Steve makes a very good point. I've never understand why the idea that the Liberals had to reduce the deficit in an entirely different way from the Conservatives (or the NDP even) for it to be a viable plan.

However, how many will actually realize this? The media, Cons and NDP seem content to phrase this similarity as a legitimate attack on the Liberals so they do have work to do to get Canadians to see it as an level playing field. But if they can, then along with their actual track record of eliminating a deficit that persisted for decades then it can swing some votes the Liberals way.

The Mound of Sound said...

Is anybody even noticing what's happening outside Canada? Today even the World Bank warned about a looming currency/protectionism trade war that could plunge the developed countries into a recession far deeper than we've seen over the past two years. Geithner found it necessary to pledge the U.S. would never devalue the dollar which probably means that option is very much on the table.

This is no time for the Liberals to peg themselves to any particular fiscal policy. There are simply too many forces in play that we cannot hope to control. Harper is back to his ideology, cornered by the austerity/deficit slashing expectations of his base. I think Furious Leader is finding that the reins of power can quickly turn into the yoke.

Kirk said...

Mound of Sound,

Yes, I don't agree that the Flatherty "tighten your bootstraps" and we'll weather all of this just fine approach either which the Liberal policy somewhat adopts.
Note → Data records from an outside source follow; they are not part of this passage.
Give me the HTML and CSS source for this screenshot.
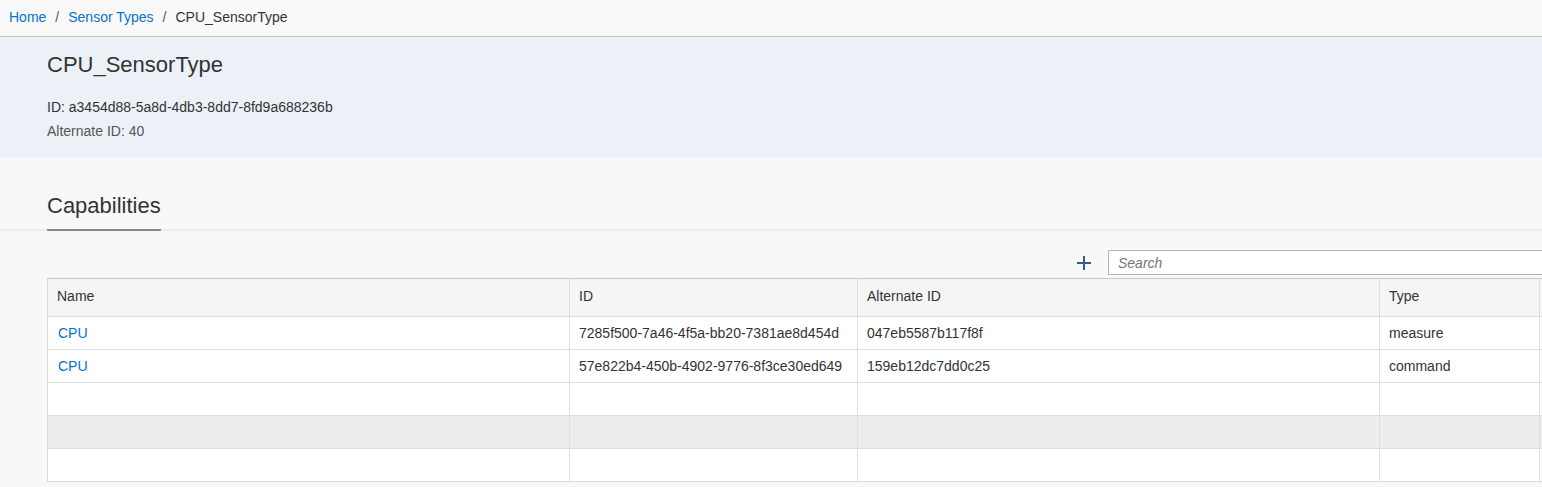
FILE: index.html
```html
<!DOCTYPE html>
<html lang="en">
<head>
<meta charset="utf-8">
<title>CPU_SensorType</title>
<link rel="stylesheet" href="styles.css">
</head>
<body>
<nav class="crumbs">
  <a class="crumb-link" href="#">Home</a><span class="sep">/</span><a class="crumb-link" href="#">Sensor Types</a><span class="sep">/</span><span class="crumb-current">CPU_SensorType</span>
</nav>
<header class="summary">
  <h1 class="title">CPU_SensorType</h1>
  <div class="meta meta-id">ID: a3454d88-5a8d-4db3-8dd7-8fd9a688236b</div>
  <div class="meta meta-alt">Alternate ID: 40</div>
</header>
<div class="tabs">
  <div class="tab">Capabilities</div>
</div>
<section class="content">
  <div class="toolbar">
    <button class="add-btn" type="button" aria-label="Add">
      <svg width="16" height="16" viewBox="0 0 16 16"><path d="M8 1v14M1 8h14" stroke="#2f5e8e" stroke-width="2" fill="none"/></svg>
    </button>
    <input class="search" type="text" placeholder="Search">
  </div>
  <div class="grid">
    <div class="row head">
      <div class="cell">Name</div>
      <div class="cell">ID</div>
      <div class="cell">Alternate ID</div>
      <div class="cell">Type</div>
      <div class="cell"></div>
    </div>
    <div class="row">
      <div class="cell"><a class="link" href="#">CPU</a></div>
      <div class="cell">7285f500-7a46-4f5a-bb20-7381ae8d454d</div>
      <div class="cell">047eb5587b117f8f</div>
      <div class="cell">measure</div>
      <div class="cell"></div>
    </div>
    <div class="row">
      <div class="cell"><a class="link" href="#">CPU</a></div>
      <div class="cell">57e822b4-450b-4902-9776-8f3ce30ed649</div>
      <div class="cell">159eb12dc7dd0c25</div>
      <div class="cell">command</div>
      <div class="cell"></div>
    </div>
    <div class="row">
      <div class="cell"></div><div class="cell"></div><div class="cell"></div><div class="cell"></div><div class="cell"></div>
    </div>
    <div class="row shaded">
      <div class="cell"></div><div class="cell"></div><div class="cell"></div><div class="cell"></div><div class="cell"></div>
    </div>
    <div class="row">
      <div class="cell"></div><div class="cell"></div><div class="cell"></div><div class="cell"></div><div class="cell"></div>
    </div>
  </div>
</section>
</body>
</html>
```
FILE: styles.css
```css
* { box-sizing: border-box; }
html, body { margin: 0; padding: 0; }
body {
  background: #f8f8f8;
  font-family: "Liberation Sans", Arial, sans-serif;
  font-size: 14px;
  color: #333;
  overflow: hidden;
  width: 1542px;
}
a { text-decoration: none; }

.crumbs {
  height: 37px;
  line-height: 35px;
  padding-left: 9px;
  background: #f9f9f9;
  border-bottom: 1px solid #c2c2c2;
  white-space: nowrap;
}
.crumb-link { color: #0572ce; }
.crumb-current { color: #333; }
.sep { color: #555; padding: 0 9px 0 9px; }

.summary {
  background: #ecf1f8;
  padding: 13px 0 15px 47px;
}
.title {
  margin: 0;
  font-size: 22px;
  font-weight: normal;
  line-height: 30px;
  color: #333;
}
.meta { line-height: 24px; }
.meta-id { margin-top: 15px; color: #333; }
.meta-alt { color: #555; }

.tabs {
  padding: 33px 0 0 47px;
  border-bottom: 2px solid #ececec;
  height: 73px;
  display: flex;
}
.tab {
  font-size: 22px;
  line-height: 30px;
  padding-bottom: 8px;
  border-bottom: 2px solid #8a8a8a;
  height: 40px;
  color: #333;
}

.content {
  margin-left: 47px;
  width: 1600px;
  padding-top: 19px;
}
.toolbar {
  display: flex;
  justify-content: flex-end;
  align-items: center;
  gap: 12px;
  height: 25px;
  margin-bottom: 3px;
}
.add-btn {
  width: 24px;
  height: 24px;
  padding: 0;
  border: 0;
  background: transparent;
  display: flex;
  align-items: center;
  justify-content: center;
}
.search {
  width: 539px;
  height: 25px;
  border: 1px solid #b4b4b4;
  background: #fff;
  padding: 0 9px;
  font-family: "Liberation Sans", Arial, sans-serif;
  font-size: 14px;
  color: #333;
}
.search::placeholder { color: #777; font-style: italic; }

.grid {
  border-top: 1px solid #c6c6c6;
  border-left: 1px solid #dadada;
  background: #fff;
}
.row {
  display: grid;
  grid-template-columns: 522px 288px 522px 160px 1fr;
  height: 33px;
  border-bottom: 1px solid #dedede;
}
.row.head {
  height: 38px;
  background: #f5f5f5;
}
.row.head .cell { padding-bottom: 3px; }
.row.shaded { background: #ededed; }
.cell {
  border-right: 1px solid #dedede;
  padding-left: 9px;
  display: flex;
  align-items: center;
  white-space: nowrap;
  color: #333;
}
.link { color: #0572ce; padding-left: 1px; }
```
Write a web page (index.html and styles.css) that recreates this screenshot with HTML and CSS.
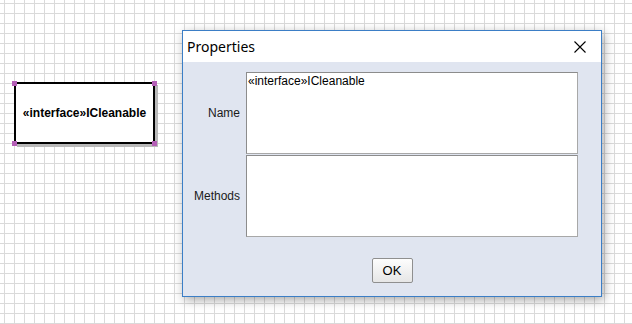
FILE: index.html
```html
<!DOCTYPE html>
<html lang="en">
<head>
  <meta charset="UTF-8">
  <meta name="viewport" content="width=device-width, initial-scale=1.0">
  <title>Class Diagram</title>
  <link rel="stylesheet" href="styles.css">
</head>
<body>
  <div class="canvas">
    <div class="node">
      <span class="handle tl"></span>
      <span class="handle tr"></span>
      <span class="handle bl"></span>
      <span class="handle br"></span>
      <span class="node-label">«interface»ICleanable</span>
    </div>

    <div class="dialog">
      <div class="titlebar">
        <span class="title">Properties</span>
        <svg class="close" width="12" height="12" viewBox="0 0 12 12">
          <path d="M0.5 0.5 L11.5 11.5 M11.5 0.5 L0.5 11.5" stroke="#000" stroke-width="1.1" fill="none"/>
        </svg>
      </div>
      <div class="dialog-body">
        <div class="fields">
          <label for="name">Name</label>
          <textarea id="name">«interface»ICleanable</textarea>
          <label for="methods">Methods</label>
          <textarea id="methods"></textarea>
        </div>
        <div class="buttons">
          <button type="button">OK</button>
        </div>
      </div>
    </div>
  </div>
</body>
</html>
```

FILE: styles.css
```css
:root {
  --grid-line: #dadada;
  --dialog-border: #3b7ec6;
  --dialog-bg: #e0e5f0;
  --handle: #b45fb6;
  --text: #1a1a1a;
}

html, body {
  margin: 0;
  padding: 0;
}

body {
  font-family: "Liberation Sans", Arial, sans-serif;
  background-color: #fff;
  background-image:
    linear-gradient(to right, var(--grid-line) 1px, transparent 1px),
    linear-gradient(to bottom, var(--grid-line) 1px, transparent 1px);
  background-size: 10px 10px;
  background-position: 4px 3px;
  min-height: 324px;
  overflow: hidden;
}

.canvas {
  position: relative;
  width: 632px;
  height: 324px;
}

/* diagram node */
.node {
  position: absolute;
  left: 14px;
  top: 82px;
  width: 141px;
  height: 62px;
  box-sizing: border-box;
  border: 2px solid #000;
  background: #fff;
  box-shadow: 3px 3px 0 #b9b9b9;
  display: flex;
  align-items: center;
  justify-content: center;
}

.node-label {
  font-size: 12px;
  font-weight: bold;
  color: #000;
  white-space: nowrap;
}

.handle {
  position: absolute;
  width: 5px;
  height: 5px;
  background: var(--handle);
}

.handle.tl { left: -4px; top: -3px; }
.handle.tr { right: -4px; top: -3px; }
.handle.bl { left: -4px; bottom: -4px; }
.handle.br { right: -4px; bottom: -4px; }

/* properties dialog */
.dialog {
  position: absolute;
  left: 182px;
  top: 30px;
  width: 420px;
  box-sizing: border-box;
  border: 1px solid var(--dialog-border);
  background: var(--dialog-bg);
  box-shadow: 2px 3px 10px rgba(0, 0, 0, 0.35);
}

.titlebar {
  height: 31px;
  background: #fff;
  display: flex;
  align-items: center;
  justify-content: space-between;
  padding: 0 15px 0 4px;
}

.title {
  font-family: "Noto Sans", sans-serif;
  font-size: 14px;
  color: #000;
}

.dialog-body {
  padding: 10px 23px 13px 0;
}

.fields {
  display: grid;
  grid-template-columns: 63px 332px;
  grid-template-rows: 82px 82px;
  row-gap: 1px;
}

.fields label {
  align-self: center;
  text-align: right;
  padding-right: 6px;
  font-size: 12px;
  color: var(--text);
}

.fields textarea {
  box-sizing: border-box;
  margin: 0;
  padding: 1px 1px;
  width: 332px;
  height: 82px;
  resize: none;
  border: 1px solid #8c8c8c;
  border-right-color: #a8a8a8;
  border-bottom-color: #a8a8a8;
  background: #fff;
  font-family: "Liberation Sans", Arial, sans-serif;
  font-size: 12px;
  color: #000;
  outline: none;
}

.buttons {
  display: flex;
  justify-content: center;
  margin-top: 21px;
  padding-left: 23px;
}

.buttons button {
  width: 41px;
  height: 25px;
  padding: 0;
  border: 1px solid #8f8f8f;
  border-radius: 2px;
  background: linear-gradient(to bottom, #fdfdfd, #e6e6e6);
  font-family: "Liberation Sans", Arial, sans-serif;
  font-size: 13px;
  color: #000;
}
```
Of course Flatherty was saying the same thing, basically, when he did the stimulus spending... knuckle down, spend this stimulus money to keep Canadians working and then deal with the deficit.

It has all been about being tough and hard nosed when dealing with the finances.

Adopting specific policies for a future govt so long before we think an election will take place can have the Liberals tied to something they may want to change by the time that election actually occurs.

However, if they state principles more than policy, and to a degree they have ie. tough choices on spending priorities and delaying the corporate tax cuts, that "brands" them as good financial managers just as Flatherty has tried to do while spending and creating a massive deficit and while supposedly ending that deficit.

However, you can't expect a rational, complex discussion of fiscal policy to occur in any public arena nowadays. It's a sound bite war and when/if the Liberals bring down an actual budget or fight an election one good sound bite can replace an good old sound bite easily if you push it hard enough.

Now the emphasis should be kept as the Liberals taking a responsible approach, focused on the needs of the Canadian (middle class) citizen. I think that's part of the Liberals approach and that can be applied to deficit reduction or to aid to the hard pressed taxpayers from some spending program if needed.

Steve V said...

"This is no time for the Liberals to peg themselves to any particular fiscal policy."

Things can change, but if you don't have a plan for current reality, you open yourself up to easy attacks from opponents. I think it's irresponsible to not lay out a clear, concise target.

Anonymous said...

I don't understand why the Liberals are even seen as weak on the economy. Its a strange media meme that keeps coming back just like in the US. Our biggest deficits are always run up by Conservative governments and then reduced by Liberal ones. People should just keep repeating that. Sure, they don't have Paul Martin now, but Liberals have shown in the past they can deal sensibly with the economy without spending more money than we ever have ever on useless military toys rather than actual support for our troops.

Jerry Prager said...

Deficit Jim, from the Ernie Eves government, and his hidden 5.4 billion deficit, because lying comes easy.